Ahora que los vínculos entre el poder y la ciudadanía se han desdibujado, a causa de la profunda crisis de confianza ya comentada, solo hay un camino y una tarea posibles: la reconstitución del tejido social, restituyendo por esta vía esa organicidad movilizada de la base social que nunca debió haber perdido. Si hoy el paraestado financiero es capaz de imponer su programa a los países a través de testaferros políticos en cada lugar, ello se ha debido principalmente a la pasividad de los pueblos, de manera que se trata de un proyecto que responde a una necesidad histórica insoslayable. La soberanía es patrimonio de esos pueblos y ellos deben saber ejercerla “ciudadanizando” (tuvimos que inventar el antónimo de “fiscalizar”… porque no existe) al poder establecido en forma constante; y si las trampas de la democracia formal han limitado al mínimo ese ejercicio soberano, entonces debemos movilizarnos para profundizar la democracia hasta que sea capaz de recoger en plenitud la voluntad popular.
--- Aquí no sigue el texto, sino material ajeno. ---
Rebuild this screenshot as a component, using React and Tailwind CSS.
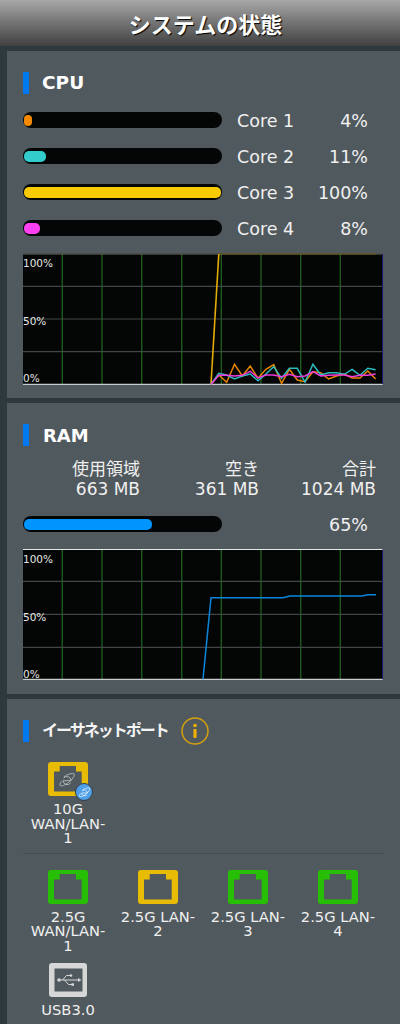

Estos son los desafíos que nos propone el momento histórico, pero una cosa es mencionarlos y otra muy distinta es responder a ellos en los hechos y, desde ya, nos enfrentamos al menos a tres cuestiones importantes. La primera de ellas se refiere a la necesidad de recomponer las confianzas interpersonales rotas por décadas de competencia, condición fundamental para poder articular una red de subjetividades. La segunda cuestión es que este proceso debemos llevarlo adelante sin liderazgos, en los cuales ya nadie cree, pero al menos ese ejercicio de auto-organización ya está siendo intentado por los movimientos sociales emergentes. Y el tercer elemento a considerar tiene relación con el hecho de que en una sociedad mundializada como la actual, el proceso debería tender a darse simultáneamente en todos los puntos: tal vez haya llegado el momento de la nación humana.